Mais Nicolas Sarkozy n’est pas la seule cible de Dominique de Villepin, qui s’en prend directement à Laurent Le Mesle, procureur général à la cour d’appel de Paris, dont il conteste implicitement l’impartialité.

En juillet 2004, écrit l’ancien Premier ministre dans sa note aux juges, « le souci commun du Président de la République et du Gouvernement était d’être irréprochables quant aux actions engagées. Mais le choix était d’autant plus complexe que la situation était confuse sur le plan juridique. C’est d’ailleurs ce qu’a fait valoir Laurent Le Mesle, conseiller technique pour la justice, lors d’une réunion que j’avais avec le Président de la République à la mi-juillet et à laquelle il a été associé : Il n’y avait pas de raison ni d’urgence pour le Gouvernement, de prendre d’initiatives au plan judiciaire, puisque Clearstream était situé au Luxembourg et non en France. De plus, il n’y avait pas eu de publication des listings ni de plaintes déposées ».

En clair, alors conseiller de Jacques Chirac, Laurent Le Mesle conseille de ne rien faire. Ses arguments ? « Il était difficile de diligenter une enquête intérieure approfondie puisque, à ce stade, on ne pouvait suspecter un délit.

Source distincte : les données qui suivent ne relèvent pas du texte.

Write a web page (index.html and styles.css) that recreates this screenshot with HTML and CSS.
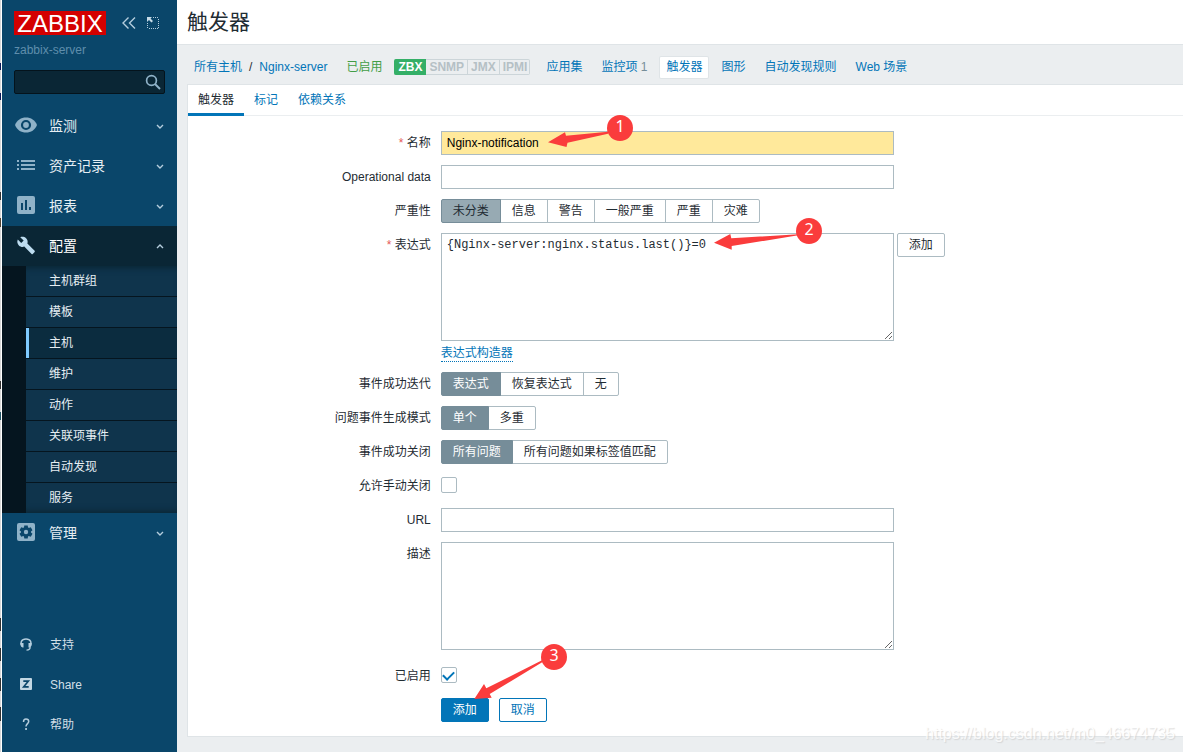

La détention d’un compte à l’étranger n’était pas en soi répréhensible. Sur quelles bases s’appuyer ? Celle de rétrocommissions, d’accusation de fraude fiscale ou de blanchiment d’argent, utilisés à des fins politiques ? »

Confusion des genres

Dans l’annexe N°40, Dominique de Villepin va plus loin : « Tout au long du deuxième semestre 2004, le gouvernement à travers ses différentes composantes n’a cessé de se poser la question de la meilleure réponse possible dans cette affaire(…). Laurent Le Mesle estimait qu’il n’y avait pas d’urgence à prendre des initiatives compte tenu du lancement des procédures judiciaires (…). Selon certaines sources bancaires françaises, il pouvait y avoir en effet des éléments vrais mêlés à des informations erronées (…). Selon Laurent Le Mesle, la demande d’entraide judiciaire internationale adressée par le Procureur de la République à son homologue luxembourgeois était la bonne réponse ».

Laurent Le Mesle refuse toute initiative et laisse ainsi le juge Van Ruymbeke s’enferrer dans ses recherches sur Nicolas Sarkozy, qui se révéleront vaines. Cette mise en cause prend un relief particulier lorsque l’on sait que le conseiller de Jacques Chirac a été nommé directeur de cabinet du ministre de la Justice puis, peu avant l’élection présidentielle, procureur général à la cour d’appel de Paris. A ce titre, c’est lui qui supervise l’enquête des juges d’Huy et Pons. Ainsi, lorsque Dominique de Villepin a fait appel de son contrôle judiciaire, cela a été traité par le parquet général, dirigé par Laurent Le Mesle. Cette confusion des genres pose évidemment problème.

Si Dominique de Villepin ne demande pas le dépaysement du dossier Clearstream dans une autre juridiction – ni a fortiori, que Le Mesle se démette – c’est pour ne pas donner le sentiment de fuir ses responsabilités. Mais il prend date, sur le plan procédural.